Die Kraftwerke unterscheiden sich lediglich darin, welcher "Brennstoff" das Wasser erwärmt. Das kann die Verbrennungswärme von Braunkohle oder Steinkohle sein, oder die Energie, die in einem Kernkraftwerk bei der Spaltung von Urankernen entsteht.

Auch Kraftwerke, die als Brennstoff Öl oder Gas verwenden, hat man gebaut. Diese Brennstoffe sind allerdings heute zu teuer und zu kostbar.

Ausnahmen sind lediglich die Gasturbinen, bei denen das heiße Verbrennungsgas die Turbinen direkt antreibt und die Wasserkraftwerke, bei denen das strömende Wasser die Turbinenschaufeln bewegt, sowie Windkraft- und Solaranlagen, wo es keine Dampferzeugung gibt.

Details zu Aufbau und Funktion von Generatoren erfährst Du hier.


2.) Transformatoren erzeugen Hochspannung.

Die Reise beginnt Vorsicht Hochspannung

Die Generatoren selbst erzeugen (Wechsel-)Spannungen von etwa 10.000 V - 30.000 V. Für einen sparsamen Energietransport ist das zu wenig.
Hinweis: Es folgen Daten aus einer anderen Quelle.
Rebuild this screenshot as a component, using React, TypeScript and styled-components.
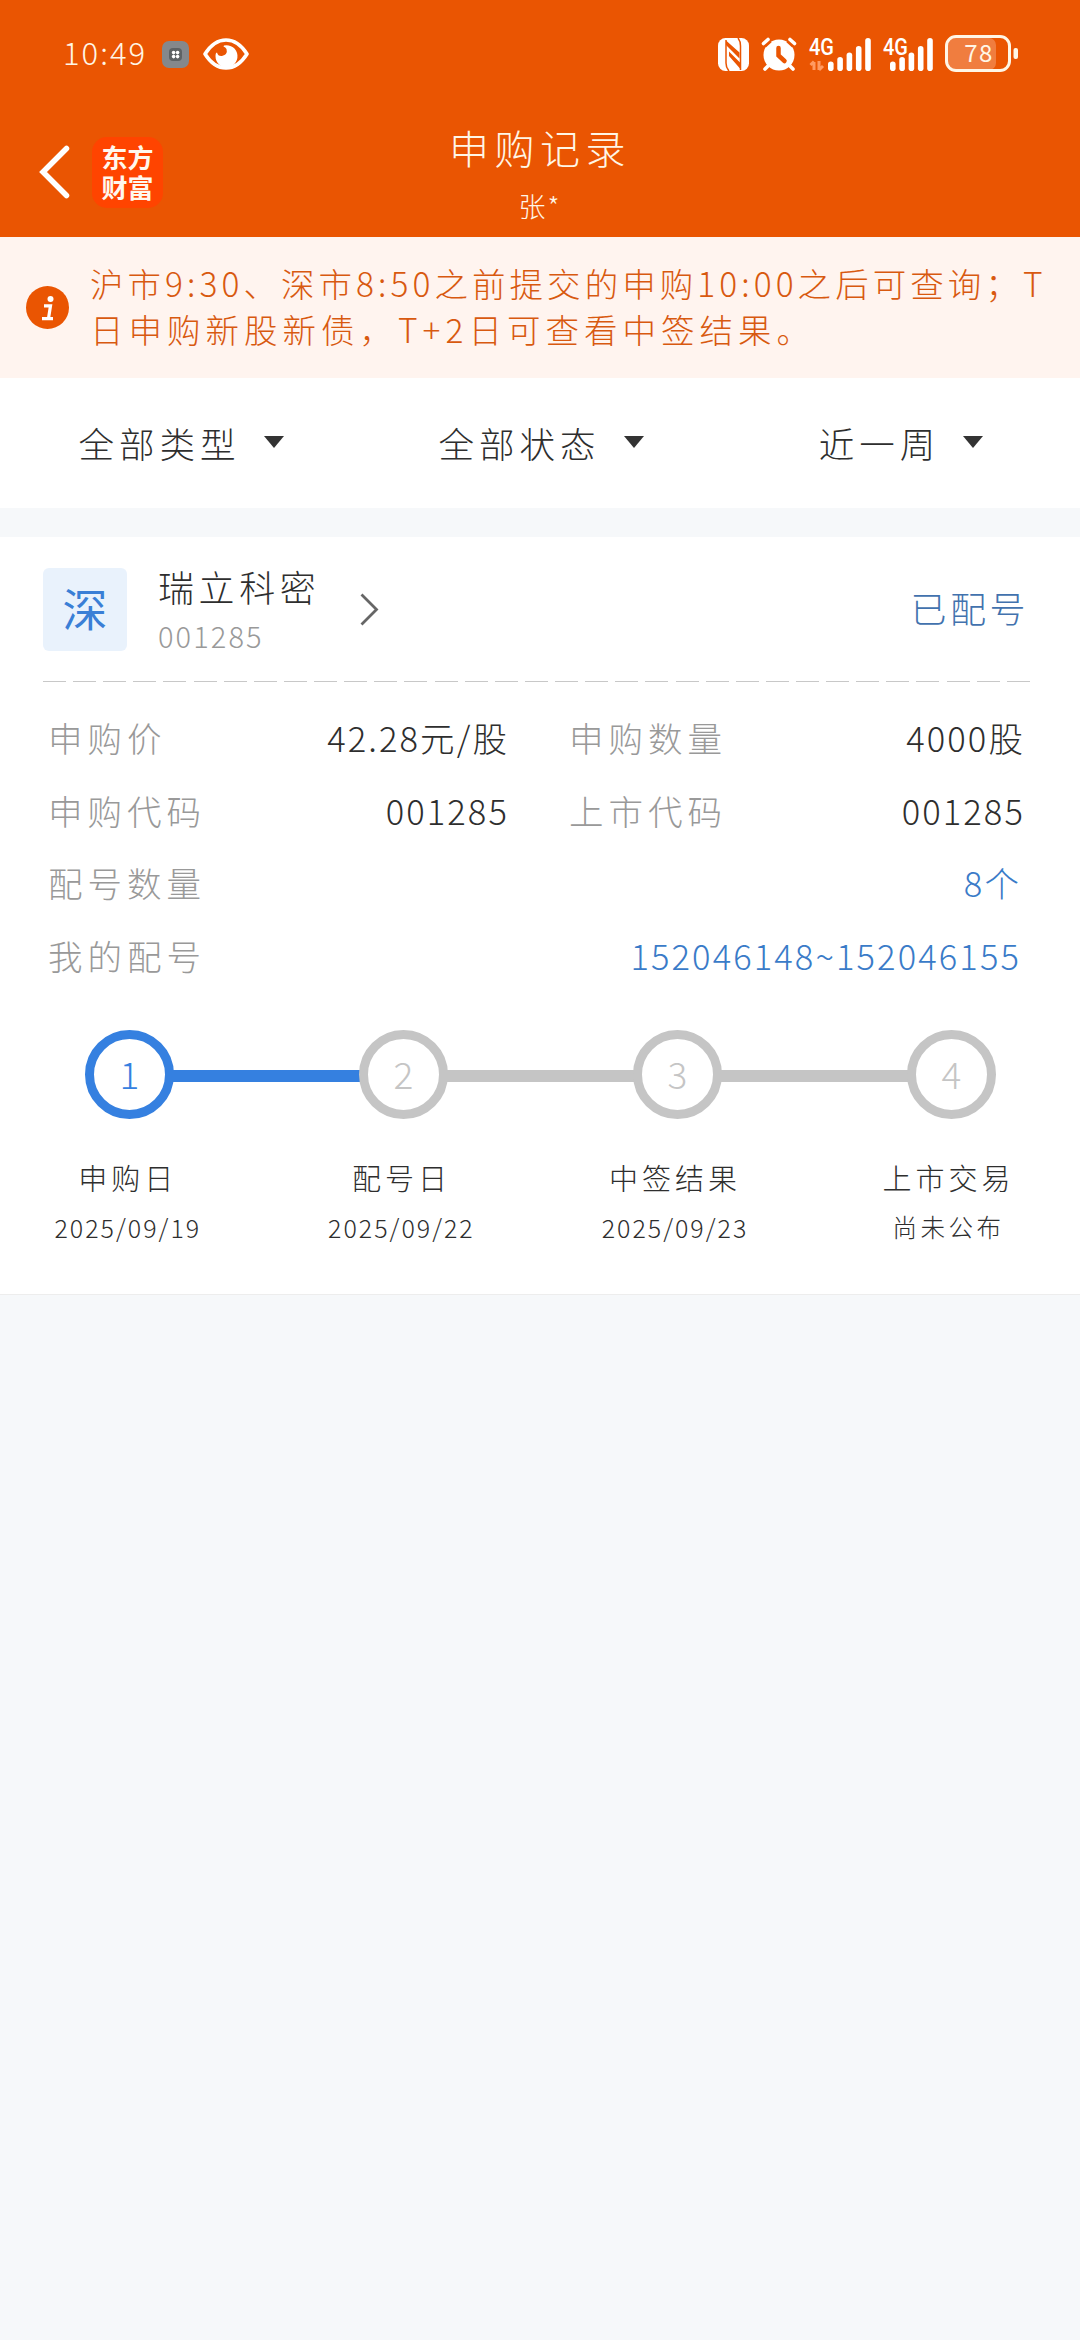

Die Spannung wird meist außerhalb des Kraftwerkgebäudes von der Spannung des Generators auf eine Spannung von 380 kV hochtransformiert, das sind 380.000 Volt! Dies macht der Transformator, der "grüne Kasten", im Bild.

Dieser Bereich ist umzäunt, ein Betreten des Gebietes im Betrieb ist lebensgefährlich.
In der Umgebung ist ein Knistern zu hören, es stammt von kleinen Funkenüberschlägen zwischen den Leitungen.


3.) Die Reise beginnt ...

380 000 Volt Leitung

Die größte Spannung für die Übertragung elektrischer Energie im deutschen Verbundnetz sind 380.000 Volt. Mit solchen Leitungen sind die großen Kraftwerke in Europa und die Ballungszentren miteinander verbunden.
Die Masten sind etwa 60 m hoch.

Für noch höhere Spannungen bräuchte man noch größere Masten, außerdem bekäme man dann Isolationsprobleme - besonders bei hoher Luftfeuchtigkeit oder Raureif auf den Leitungen:
Der Strom würde sich dann einfach den kürzesten Weg suchen und auf andere Leitungen überspringen, man hätte dann lauter kleine Kurzschlüsse.

In anderen Ländern, in denen die elektrische Energie über sehr weite Strecken transportiert werden muss (z.B. in Russland), gibt es noch höhere Spannungen.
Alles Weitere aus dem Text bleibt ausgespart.